Biographical art museum in Bremen, Germany

The Paula Modersohn-Becker Museum is a biographical art museum in Bremen, Germany. It was the first museum in the world devoted to a female artist, Paula Modersohn-Becker (1876–1907), one of the most important early Expressionists, and the museum features key works from each of her creative periods.

==History==
Construction of the museum was commissioned by the businessman and art patron Ludwig Roselius, who assigned the sculptor, craftsman and architect Bernhard Hoetger to design it. Hoetger had become acquainted with Modersohn-Becker while in Paris, and created a unique Brick Expressionist building in her memory. Opened in 1927, the museum now counts as one of the key works of expressionist architecture in Germany. The collection features works covering the artist's entire career, from the early pictures of her training years in Berlin to the paintings she created in Paris in 1906-07, in which she most fully realised her artistic vision.

In 1935 local Nazis attacked the art and architecture of the Paula Modersohn-Becker Museum. Ludwig Roselius ignored this but Hitler denounced the art at the September 1936 Nuremberg NSDAP rally and Roselius contemplated suicide. Barbara Goette intervened on Roselius' behalf and Hitler declared the Böttcherstrasse as a monument of 'degenerate art'; the offensive works, including the Paula Modersohn-Becker Museum would not have to be demolished. In exchange Ludwig Roselius pumped capital into Focke-Wulf aircraft company.

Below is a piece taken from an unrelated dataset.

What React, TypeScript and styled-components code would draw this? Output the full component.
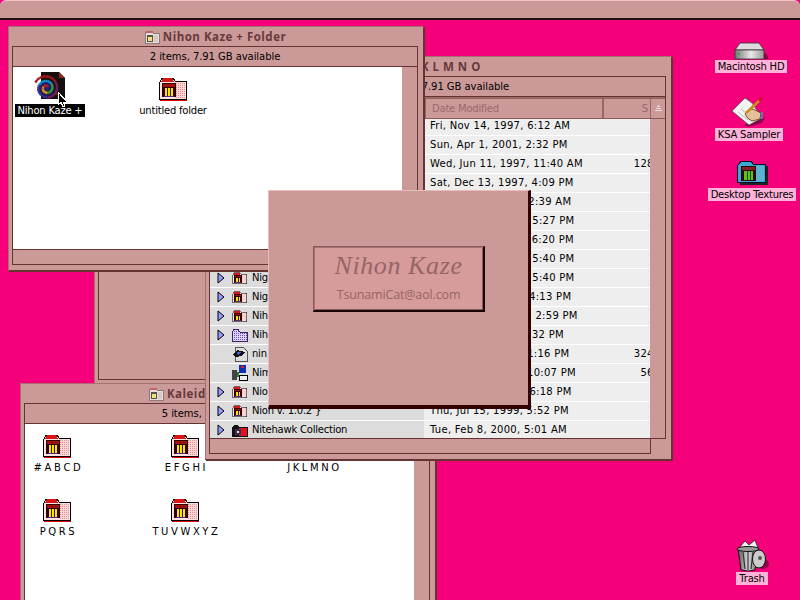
import React from "react";
import styled, { createGlobalStyle } from "styled-components";

const GlobalStyle = createGlobalStyle`
  html, body {
    margin: 0;
    padding: 0;
    width: 800px;
    height: 600px;
    overflow: hidden;
    background: #f5007a;
  }
  * { box-sizing: border-box; }
`;

const smallFont = `"DejaVu Sans", "Liberation Sans", sans-serif`;
const LINE = "#663333";
const BODY = "#cc9999";

const Desktop = styled.div`
  position: relative;
  width: 800px;
  height: 600px;
  overflow: hidden;
  background: #f5007a;
  font-family: ${smallFont};
  font-size: 10px;
  letter-spacing: -0.22px;
  color: #000;
`;

const MenuBar = styled.div`
  height: 20px;
  background: ${BODY};
  border-top: 1px solid #f0c4c4;
  border-bottom: 2px solid #221111;
  border-radius: 6px 6px 0 0;
`;

const Win = styled.div<{ $x: number; $y: number; $w: number; $h: number; $z: number }>`
  position: absolute;
  left: ${(p) => p.$x}px;
  top: ${(p) => p.$y}px;
  width: ${(p) => p.$w}px;
  height: ${(p) => p.$h}px;
  z-index: ${(p) => p.$z};
  display: flex;
  flex-direction: column;
  padding: 0 5px 5px 3px;
  background: ${BODY};
  border: 1px solid ${LINE};
  border-left-color: #a87070;
  border-top-color: #a87070;
  box-shadow: 1px 1px 0 ${LINE};
`;

const TitleBar = styled.div`
  height: 19px;
  flex: none;
  display: flex;
  align-items: center;
  justify-content: center;
  gap: 3px;
`;

const TitleText = styled.span`
  font-family: "Open Sans", "Liberation Sans", sans-serif;
  font-weight: 700;
  font-size: 11.5px;
  letter-spacing: 0.5px;
  color: #663a3a;
  white-space: pre;
`;

const Pane = styled.div`
  flex: 1;
  min-height: 0;
  display: flex;
  flex-direction: column;
  border: 1px solid ${LINE};
`;

const InfoBar = styled.div`
  height: 20px;
  flex: none;
  display: flex;
  align-items: center;
  justify-content: center;
  border-bottom: 1px solid ${LINE};
  letter-spacing: -0.06px;
  white-space: pre;
`;

const Body = styled.div`
  flex: 1;
  min-height: 0;
  display: flex;
`;

const WhiteArea = styled.div<{ $col: number; $gap: number }>`
  flex: 1;
  min-width: 0;
  background: #fff;
  display: grid;
  grid-template-columns: repeat(3, ${(p) => p.$col}px);
  grid-auto-rows: 64px;
  column-gap: ${(p) => p.$gap}px;
  align-content: start;
  padding-top: 9px;
  overflow: hidden;
`;

const ScrollTrack = styled.div`
  width: 15px;
  flex: none;
`;

const ScrollStrip = styled.div`
  height: 15px;
  flex: none;
  margin-right: 15px;
  border-left: 1px solid ${LINE};
  border-right: 1px solid ${LINE};
  border-bottom: 1px solid ${LINE};
`;

const FileItem = styled.div`
  display: flex;
  flex-direction: column;
  align-items: center;
`;

const IconSlot = styled.div`
  height: 25px;
  display: flex;
  align-items: flex-end;
  justify-content: center;
`;

const ItemLabel = styled.div<{ $selected?: boolean; $spaced?: boolean }>`
  margin-top: 3px;
  padding: 0 2px;
  height: 13px;
  line-height: 13px;
  white-space: pre;
  color: ${(p) => (p.$selected ? "#fff" : "#000")};
  background: ${(p) => (p.$selected ? "#000" : "transparent")};
  letter-spacing: ${(p) => (p.$spaced ? "-0.3px" : "inherit")};
`;

const Cursor = styled.svg`
  position: absolute;
  left: 57px;
  top: 92px;
  z-index: 9;
`;

/* list view */
const ColumnHeader = styled.div`
  height: 22px;
  flex: none;
  display: grid;
  grid-template-columns: 214px 178px 48px 1fr;
  border-top: 2px solid #996666;
  border-bottom: 1px solid #8a5a5a;
  color: #996a6a;
`;

const HeaderCell = styled.div<{ $end?: boolean }>`
  display: flex;
  align-items: center;
  padding: ${(p) => (p.$end ? "0 2px 0 0" : "0 0 0 6px")};
  justify-content: ${(p) => (p.$end ? "flex-end" : "flex-start")};
  border-left: 2px solid #996666;
  overflow: hidden;
`;

const SortCell = styled.div`
  display: flex;
  align-items: center;
  justify-content: center;
  border-left: 1px solid #996666;
`;

const ListClip = styled.div`
  flex: 1;
  min-width: 0;
  overflow: hidden;
`;

const RowStack = styled.div`
  margin-top: -2px;
`;

const Row = styled.div`
  width: 454px;
  height: 19px;
  display: grid;
  grid-template-columns: 214px 178px 62px;
  border-bottom: 1px solid #fff;
  line-height: 18px;
`;

const NameCell = styled.div`
  background: #dcdcdc;
  display: flex;
  align-items: center;
  overflow: hidden;
  white-space: pre;
`;

const Disclosure = styled.div`
  width: 22px;
  flex: none;
  padding-left: 7px;
  display: flex;
  align-items: center;
`;

const RowIcon = styled.div`
  width: 16px;
  height: 16px;
  flex: none;
  display: flex;
  align-items: center;
  justify-content: center;
  margin-right: 4px;
`;

const DateCell = styled.div`
  background: #eeeeee;
  padding-left: 6px;
  letter-spacing: 0.28px;
  white-space: pre;
`;

const SizeCell = styled.div`
  background: #eeeeee;
  text-align: right;
  letter-spacing: 0.28px;
  white-space: pre;
`;

/* about box */
const AboutBox = styled.div`
  position: absolute;
  left: 268px;
  top: 190px;
  width: 263px;
  height: 219px;
  z-index: 8;
  display: flex;
  justify-content: center;
  padding: 55px 0 0 1px;
  background: #cc9999;
  border-left: 1px solid #eebbbb;
  border-top: 1px solid #eebbbb;
  border-right: 3px solid #330000;
  border-bottom: 4px solid #330000;
`;

const Plate = styled.div`
  width: 172px;
  height: 66px;
  display: flex;
  flex-direction: column;
  align-items: center;
  background: #d69b9b;
  border-top: 1px solid #8a5a5a;
  border-left: 1px solid #8a5a5a;
  border-right: 2px solid #1a0505;
  border-bottom: 2px solid #1a0505;
  box-shadow: inset 1px 1px 0 #a87070, inset -1px -1px 0 #8a5a5a;
`;

const PlateTitle = styled.div`
  font-family: "Liberation Serif", serif;
  font-style: italic;
  font-size: 26px;
  line-height: 30px;
  letter-spacing: 0.6px;
  color: #966666;
  margin-top: 4px;
`;

const PlateMail = styled.div`
  font-family: "Open Sans", "Liberation Sans", sans-serif;
  font-size: 12.5px;
  line-height: 16px;
  letter-spacing: -0.15px;
  color: #966666;
  margin-top: 6px;
`;

/* desktop icons */
const DeskIcon = styled.div<{ $x: number; $y: number }>`
  position: absolute;
  left: ${(p) => p.$x}px;
  top: ${(p) => p.$y}px;
  width: 100px;
  display: flex;
  flex-direction: column;
  align-items: center;
`;

const DeskLabel = styled.div<{ $top: number }>`
  margin-top: ${(p) => p.$top}px;
  height: 13px;
  line-height: 13px;
  padding: 0 3px;
  background: #ffb3d9;
  white-space: pre;
`;

const Pixel = styled.svg`
  display: block;
  flex: none;
`;

const FolderIcon: React.FC<{ id: string; w?: number }> = ({ id, w = 30 }) => (
  <Pixel width={w} height={(w * 24) / 30} viewBox="0 0 30 24" shapeRendering="crispEdges">
    <defs>
      <pattern id={id} width="2" height="2" patternUnits="userSpaceOnUse">
        <rect width="2" height="2" fill="#f8d8d8" />
        <rect width="1" height="1" fill="#e88" />
      </pattern>
    </defs>
    <path d="M2 8 L5 3 H17 V5 H29 V24 H2Z" fill="#e00000" />
    <path d="M1 7 L4 1 H15 L17 4 H28 V22 H1Z" fill="#fbe4e4" stroke="#000" />
    <rect x="17" y="5" width="10" height="16" fill={`url(#${id})`} />
    <path d="M5 1 H14 L16 5 H3Z" fill="#d81818" />
    <rect x="4" y="6" width="14" height="14" fill="#300" />
    <rect x="5" y="7" width="12" height="3" fill="#a01010" />
    <rect x="7" y="11" width="8" height="8" fill="#ffe000" />
    <rect x="9" y="11" width="1" height="8" fill="#222" />
    <rect x="12" y="11" width="1" height="8" fill="#222" />
    <rect x="6" y="19" width="10" height="1" fill="#5a2a7a" />
  </Pixel>
);

const GreyFolder: React.FC = () => (
  <Pixel width="16" height="14" viewBox="0 0 16 14" shapeRendering="crispEdges">
    <path d="M1 4 L3 1 H8 L9 3 H15 V13 H1Z" fill="#e8dcdc" stroke="#8a7a7a" />
    <rect x="3" y="1" width="5" height="2" fill="#d06060" />
    <rect x="3" y="5" width="6" height="7" fill="#554" />
    <rect x="4" y="7" width="4" height="4" fill="#f0e080" />
    <rect x="10" y="5" width="4" height="7" fill="#d8c8c8" />
  </Pixel>
);

const PurpleFolder: React.FC = () => (
  <Pixel width="16" height="13" viewBox="0 0 16 13" shapeRendering="crispEdges">
    <defs>
      <pattern id="pd" width="2" height="2" patternUnits="userSpaceOnUse">
        <rect width="2" height="2" fill="#ddd0ff" />
        <rect width="1" height="1" fill="#6a50b0" />
      </pattern>
    </defs>
    <path d="M0.5 12.5 V2.5 L2 0.5 H6 L8 3 H15.5 V12.5Z" fill="url(#pd)" stroke="#402060" />
  </Pixel>
);

const RedFolder: React.FC = () => (
  <Pixel width="16" height="13" viewBox="0 0 16 13" shapeRendering="crispEdges">
    <path d="M0 13 V3 L2 1 H6 L7 3 H16 V13Z" fill="#111" />
    <rect x="7" y="4" width="8" height="8" fill="#e01020" />
    <rect x="3" y="5" width="6" height="6" fill="#403050" />
    <rect x="5" y="7" width="2" height="2" fill="#ddd" />
  </Pixel>
);

const DiscFile: React.FC = () => (
  <Pixel width="16" height="16" viewBox="0 0 16 16" shapeRendering="crispEdges">
    <path d="M3 1 H11 L15 5 V15 H3Z" fill="#ddd" stroke="#555" />
    <path d="M1 8 L5 4 L13 6 L10 10 L3 11Z" fill="#111" />
    <path d="M5 6 L10 6 L6 9Z" fill="#4060d0" />
  </Pixel>
);

const AppFile: React.FC = () => (
  <Pixel width="16" height="16" viewBox="0 0 16 16" shapeRendering="crispEdges">
    <rect x="0" y="5" width="5" height="10" fill="#444" />
    <rect x="7" y="10" width="8" height="5" fill="#eee" stroke="#000" />
    <rect x="7" y="0" width="7" height="8" fill="#1030b0" />
    <rect x="9" y="1" width="3" height="2" fill="#d02020" />
    <rect x="5" y="7" width="2" height="5" fill="#208030" />
  </Pixel>
);

// rainbow swirl built from short arcs, outer tail first
const swirlColors = ["#a01a1a", "#7a1a60", "#3a2a90", "#1090d0", "#30a030", "#f0a010", "#d02020", "#3a2a90"];
const swirl = Array.from({ length: 64 }, (_, i) => {
  const point = (n: number) => {
    const t = n * 0.26;
    const r = 12.5 - n * 0.19;
    return `${(14.5 + r * Math.cos(t + 3.6)).toFixed(1)} ${(17 + r * Math.sin(t + 3.6)).toFixed(1)}`;
  };
  return { d: `M${point(i)} L${point(i + 1)}`, color: swirlColors[Math.floor(i / 8)] };
});

const SpiralDoc: React.FC = () => (
  <Pixel width="36" height="30" viewBox="0 0 36 30">
    <path d="M9 1 H27 L33 7 V28 H9Z" fill="#151111" />
    <path d="M27 1 L33 7 H27Z" fill="#8a2a1a" />
    <rect x="22" y="22" width="7" height="2" fill="#5a3010" />
    <circle cx="14.5" cy="17" r="8" fill="#202060" />
    {swirl.map((s) => (
      <path key={s.d} d={s.d} stroke={s.color} strokeWidth="2.4" fill="none" />
    ))}
  </Pixel>
);

const ArrowCursor: React.FC = () => (
  <Cursor width="12" height="17" viewBox="0 0 12 17" shapeRendering="crispEdges">
    <path d="M1 0 V13 L4 10 L6 15 L8 14 L6 10 H10Z" fill="#000" stroke="#fff" strokeWidth="1" />
  </Cursor>
);

const DriveIcon: React.FC = () => (
  <Pixel width="34" height="18" viewBox="0 0 34 18">
    <defs>
      <linearGradient id="hd" x1="0" x2="1" y1="0" y2="0">
        <stop offset="0" stopColor="#777" />
        <stop offset="0.55" stopColor="#e8e8e8" />
        <stop offset="1" stopColor="#999" />
      </linearGradient>
    </defs>
    <path d="M28 8 L34 14 V17 H30Z" fill="#90004a" />
    <path d="M1 8 L6 1 H25 L30 8Z" fill="#ddd" stroke="#333" strokeWidth="0.8" />
    <rect x="1" y="8" width="29" height="9" fill="url(#hd)" stroke="#333" strokeWidth="0.8" />
    <rect x="4" y="11" width="2" height="2" fill="#20c020" />
  </Pixel>
);

const SamplerIcon: React.FC = () => (
  <Pixel width="34" height="30" viewBox="0 0 34 30">
    <path d="M12 28 L33 20 L30 26 L16 30Z" fill="#90004a" />
    <path d="M0 14 L13 1 L20 6 L30 21 L17 28Z" fill="#f4f4f4" stroke="#555" strokeWidth="0.8" />
    <path d="M6 15 L16 23 M9 12 L19 20" stroke="#bbb" strokeWidth="1" />
    <path d="M13 17 Q16 12 21 12 L29 16 L28 22 L20 24 Q15 22 13 17Z" fill="#e6c09a" stroke="#5a3010" strokeWidth="0.8" />
    <path d="M14 16 L28 3" stroke="#c89020" strokeWidth="2.6" />
    <path d="M27 4 L30 1" stroke="#d01030" strokeWidth="3" />
    <rect x="29" y="15" width="2" height="7" fill="#6070c0" />
  </Pixel>
);

const TextureFolder: React.FC = () => (
  <Pixel width="31" height="25" viewBox="0 0 31 25" shapeRendering="crispEdges">
    <rect x="3" y="6" width="28" height="19" fill="#222" />
    <path d="M0.5 22.5 V6 L4 1 H14 L16 4 H28.5 V22.5Z" fill="#3aa8d0" stroke="#001020" />
    <rect x="16" y="6" width="11" height="15" fill="#5cb4d0" />
    <rect x="4" y="6" width="15" height="15" fill="#2a0a0a" />
    <rect x="5" y="7" width="13" height="3" fill="#802020" />
    <rect x="7" y="11" width="9" height="9" fill="#60c020" />
    <rect x="10" y="11" width="1" height="9" fill="#205010" />
    <rect x="13" y="11" width="1" height="9" fill="#205010" />
  </Pixel>
);

const TrashIcon: React.FC = () => (
  <Pixel width="34" height="32" viewBox="0 0 34 32">
    <defs>
      <linearGradient id="tc" x1="0" x2="1" y1="0" y2="0">
        <stop offset="0" stopColor="#555" />
        <stop offset="0.5" stopColor="#ddd" />
        <stop offset="1" stopColor="#666" />
      </linearGradient>
    </defs>
    <ellipse cx="28" cy="24" rx="6" ry="5" fill="#90004a" />
    <path d="M4 8 L10 1 L14 5 L20 0 L23 8Z" fill="#f4f4f4" stroke="#222" strokeWidth="0.8" />
    <path d="M3 9 L6 30 Q13 32 20 30 L23 9Z" fill="url(#tc)" stroke="#111" strokeWidth="1" />
    <ellipse cx="13" cy="9" rx="11" ry="2.5" fill="#999" stroke="#111" strokeWidth="1" />
    <path d="M8 12 L10 29 M13 12 V30 M18 12 L16 29" stroke="#333" strokeWidth="1.2" />
    <ellipse cx="24" cy="19" rx="6.5" ry="9" fill="#ccc" stroke="#111" strokeWidth="1" />
    <circle cx="25" cy="18" r="2" fill="#555" />
  </Pixel>
);

const RowTriangle: React.FC = () => (
  <Pixel width="8" height="12" viewBox="0 0 8 12">
    <path d="M1 1 L7 6 L1 11Z" fill="#9999ff" stroke="#000" strokeWidth="1" />
  </Pixel>
);

const SortArrow: React.FC = () => (
  <Pixel width="9" height="7" viewBox="0 0 9 7" shapeRendering="crispEdges">
    <path d="M4 0 H5 V1 H6 V2 H3 V1 H4Z" fill="#e8dcdc" />
    <rect x="2" y="3" width="5" height="1" fill="#e8dcdc" />
    <rect x="1" y="5" width="7" height="1" fill="#e8dcdc" />
  </Pixel>
);

type RowKind = "folder" | "purple" | "disc" | "app" | "red";

interface ListRow {
  name: string;
  date: string;
  size?: string;
  kind: RowKind;
}

const rows: ListRow[] = [
  { name: "Neon Genesis", date: "Fri, Nov 14, 1997, 6:12 AM", kind: "folder" },
  { name: "Neo Tokyo", date: "Sun, Apr 1, 2001, 2:32 PM", kind: "folder" },
  { name: "NetBlaster", date: "Wed, Jun 11, 1997, 11:40 AM", size: "128 K", kind: "app" },
  { name: "New Wave", date: "Sat, Dec 13, 1997, 4:09 PM", kind: "folder" },
  { name: "Nexus", date: "Tue, Jan 6, 1998, 12:39 AM", kind: "folder" },
  { name: "Nibbles", date: "Mon, Jan 12, 1998, 5:27 PM", kind: "folder" },
  { name: "Nice Day", date: "Sat, Nov 15, 1997, 6:20 PM", kind: "folder" },
  { name: "Niels", date: "Thu, Feb 19, 1998, 5:40 PM", kind: "folder" },
  { name: "Nightfall", date: "Thu, Feb 19, 1998, 5:40 PM", kind: "folder" },
  { name: "Nightmare", date: "Mon, Mar 2, 1998, 4:13 PM", kind: "folder" },
  { name: "Nihon", date: "Sun, May 10, 1998, 2:59 PM", kind: "folder" },
  { name: "Nihon Kaze +", date: "Fri, May 1, 1998, 2:32 PM", kind: "purple" },
  { name: "nin", date: "Fri, Aug 8, 1997, 11:16 PM", size: "324 K", kind: "disc" },
  { name: "Nimbus", date: "Sun, Mar 1, 1998, 10:07 PM", size: "56 K", kind: "app" },
  { name: "Nion", date: "Sat, Oct 17, 1998, 6:18 PM", kind: "folder" },
  { name: "Nion v. 1.0.2 }", date: "Thu, Jul 15, 1999, 5:52 PM", kind: "folder" },
  { name: "Nitehawk Collection", date: "Tue, Feb 8, 2000, 5:01 AM", kind: "red" },
];

const renderRowIcon = (kind: RowKind, i: number) => {
  if (kind === "purple") return <PurpleFolder />;
  if (kind === "disc") return <DiscFile />;
  if (kind === "app") return <AppFile />;
  if (kind === "red") return <RedFolder />;
  return <FolderIcon id={`row-${i}`} w={16} />;
};

const kaleidItems = ["# A B C D", "E F G H I", "J K L M N O", "P Q R S", "T U V W X Y Z"];

export default function App() {
  return (
    <Desktop>
      <GlobalStyle />
      <MenuBar />

      <DeskIcon $x={701} $y={42}>
        <DriveIcon />
        <DeskLabel $top={0}>Macintosh HD</DeskLabel>
      </DeskIcon>
      <DeskIcon $x={699} $y={97}>
        <SamplerIcon />
        <DeskLabel $top={1}>KSA Sampler</DeskLabel>
      </DeskIcon>
      <DeskIcon $x={702} $y={160}>
        <TextureFolder />
        <DeskLabel $top={3}>Desktop Textures</DeskLabel>
      </DeskIcon>
      <DeskIcon $x={702} $y={540}>
        <TrashIcon />
        <DeskLabel $top={0}>Trash</DeskLabel>
      </DeskIcon>

      <Win $x={94} $y={200} $w={300} $h={186} $z={1}>
        <TitleBar />
        <Pane />
      </Win>

      <Win $x={20} $y={383} $w={416} $h={300} $z={2}>
        <TitleBar>
          <GreyFolder />
          <TitleText>Kaleidoscope Schemes</TitleText>
        </TitleBar>
        <Pane>
          <InfoBar>5 items, 7.91 GB available</InfoBar>
          <Body>
            <WhiteArea $col={64} $gap={64}>
              {kaleidItems.map((label, i) => (
                <FileItem key={label}>
                  <IconSlot>
                    <FolderIcon id={`kal-${i}`} />
                  </IconSlot>
                  <ItemLabel $spaced>{label}</ItemLabel>
                </FileItem>
              ))}
            </WhiteArea>
            <ScrollTrack />
          </Body>
        </Pane>
        <ScrollStrip />
      </Win>

      <Win $x={205} $y={56} $w={467} $h={404} $z={3}>
        <TitleBar>
          <GreyFolder />
          <TitleText>J K L M N O</TitleText>
        </TitleBar>
        <Pane>
          <InfoBar>123 items, 7.91 GB available</InfoBar>
          <ColumnHeader>
            <HeaderCell>Name</HeaderCell>
            <HeaderCell>Date Modified</HeaderCell>
            <HeaderCell $end>S</HeaderCell>
            <SortCell>
              <SortArrow />
            </SortCell>
          </ColumnHeader>
          <Body>
            <ListClip>
              <RowStack>
                {rows.map((r, i) => (
                  <Row key={r.name}>
                    <NameCell>
                      <Disclosure>{r.kind === "disc" || r.kind === "app" ? null : <RowTriangle />}</Disclosure>
                      <RowIcon>{renderRowIcon(r.kind, i)}</RowIcon>
                      {r.name}
                    </NameCell>
                    <DateCell>{r.date}</DateCell>
                    <SizeCell>{r.size}</SizeCell>
                  </Row>
                ))}
              </RowStack>
            </ListClip>
            <ScrollTrack />
          </Body>
        </Pane>
        <ScrollStrip />
      </Win>

      <Win $x={8} $y={26} $w={416} $h={245} $z={4}>
        <TitleBar>
          <GreyFolder />
          <TitleText>Nihon Kaze + Folder</TitleText>
        </TitleBar>
        <Pane>
          <InfoBar>2 items, 7.91 GB available</InfoBar>
          <Body>
            <WhiteArea $col={74} $gap={49}>
              <FileItem>
                <IconSlot>
                  <SpiralDoc />
                </IconSlot>
                <ItemLabel $selected>Nihon Kaze +</ItemLabel>
              </FileItem>
              <FileItem>
                <IconSlot>
                  <FolderIcon id="a-folder" />
                </IconSlot>
                <ItemLabel>untitled folder</ItemLabel>
              </FileItem>
            </WhiteArea>
            <ScrollTrack />
          </Body>
        </Pane>
        <ScrollStrip />
      </Win>

      <ArrowCursor />

      <AboutBox>
        <Plate>
          <PlateTitle>Nihon Kaze</PlateTitle>
          <PlateMail>TsunamiCat@aol.com</PlateMail>
        </Plate>
      </AboutBox>
    </Desktop>
  );
}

Important paintings and drawings from Roselius's collection are supplemented by works on loan from the Paula Modersohn-Becker Foundation. Besides Paula's works, the museum also owns the most extensive collection of works by Bernhard Hoetger (1874–1949). The rooms that he designed are now used for special exhibitions of classic modern art.

Since 1973, the building has been listed under the monument protection act.

The museum is run by the Böttcherstraße GmbH company, named after its location on the architecturally significant Böttcherstraße.

Since 2005, Jenny Holzer's electronic homage For Paula Modersohn-Becker has been permanently installed in the stairwell.